Los Angeles, CA
It was definitely ladies night at the 2011 MTV Video Music Awards, which speaks pretty true of the state of pop music as a whole right now. Katy Perry continued her winning streak (she just earned her fifth #1 off "Teenage Dream") by picking up her three very first moonmen, while Britney Spears earned a major achievement award and has yet to even turn 30. But it was Lady Gaga who stole the show (or should I say Joe Calderone?), who never stopped performing as she first took the stage in the show's first seconds and even after as she went backstage to talk to reporters. As a show-stopping performer and scene-stealing personality, she was definitely born this way.
As Joe Calderone (her male alter ego), Gaga blurred the lines between performance art and androgynous reality while refusing to break character as this "cool Nebraska guy" (she did, only for a moment while verklempt after winning the second of her awards for her "Born This Way" video). Her show-stopping performance of "You and I" showed why we're sure the VMAs will become a playground for Gaga's imagination for years to come.
The pop princess showed up looking gorgeous and happy, which, really, is all MTV needs these days to justify having her star in their promos year after year. At just 29, she was presented with the Michael Jackson Video Vanguard Award (complete with a speech by Lady Gaga/Joe Calderone and a performance from little girls donning her iconic costumes) and also snatched Best Pop Video from her peers like Katy Perry and Adele for "Till the World Ends."
While the night's performances were hit or miss, you could count on Jessie J to give a rousing performance of her songs or covers of tracks by Cyndi Lauper and TLC without having to even get up from her chair (she was relegated to sitting for each performance because of an injury.) As the lead of the "house band," she showed she's a dynamo vocalist and the one to watch.
While she showed that the only theatrics she needs is her voice with a performance of "Someone Like You," you might have thought she went away completely empty-handed. She didn't. She was actually the night's biggest winner, with 4 awards going to her "Rolling in the Deep" video, but in none of the categories that are televised: Best Editing, Best Cinematography, Best Art Direction, and Best Direction.
Let's face it.

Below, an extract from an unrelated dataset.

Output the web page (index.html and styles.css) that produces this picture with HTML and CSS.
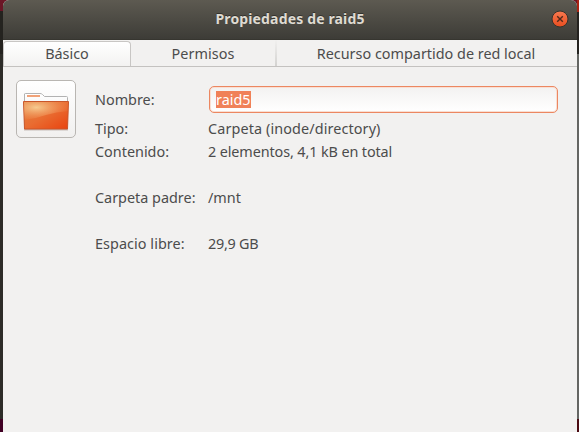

MTV wrote their headline and press release yielding Katy Perry as the night's big winner weeks ago. She not only scored the most nominations this year, she took home three awards: Best Collaboration and Best Special Effects for "E.T." with Kanye West, and Video of the Year for "Firework." We would've loved to see her perform "Last Friday Night" as Kathy Beth Terry, but we get this was her night to accept moonmen.
With hair almost as big as her beehive, Bruno Mars gave an extremely fitting tribute to Amy Winehouse, which also featured words from pal Russell Brand and Tony Bennett. The equally retro soul singer show true talent is timeless as he performed her version of the Zutons' "Valerie."
Beyonce wore a frock on the red carpet, made reference to a love "growing inside of me," and rubbed her belly before and after her performance. If you didn't get it, she's pregnant! Beyonce decided to the VMAs was the perfect platform to announce she'd soon be a Mama B, brand new baby bump and all. She was involved in some "1 +1," indeed.
It's a shame it took them this long to win a second moonman (this time, Best Rock Video for "Walk"). Foo Fighters have one of the best videographies in rock and they definitely deserved it for returning to their big concept video roots in their "Falling Down"-inspired clip. It was their first win in 15 years, since "Big Me" took home Best Group Video in 1996.
We won't be seeing the end of the one night a year MTV honors music (or even shows it, for the most part) anytime soon. This year's Video Music Awards, complete with Gaga in drag and a pregnant belly-rubbing Beyonce, were its highest-rated yet.
This year's telecast scored 12.4 million viewers, the best ratings ever for the show, which began in 1984. The show was propelled by promos starring Britney Spears, Lady Gaga, Bruno Mars, and Lil Wayne.
Sunday's awards show was MTV's biggest audience in history, with a 10.8 rating and 8.5 million of those viewers in their target 12-34 demographic.
The ratings were already on the up ramp last year, when it grabbed 11.4 million viewers, the best ratings since 2002. The 2011 shows ratings were up 9 percent in total viewers.
The show, which also featured appearances by Adele, Katy Perry, and Chris Brown, was the biggest nonsports telecast of the year.
It's time to start guessing what Lady Gaga will do next year.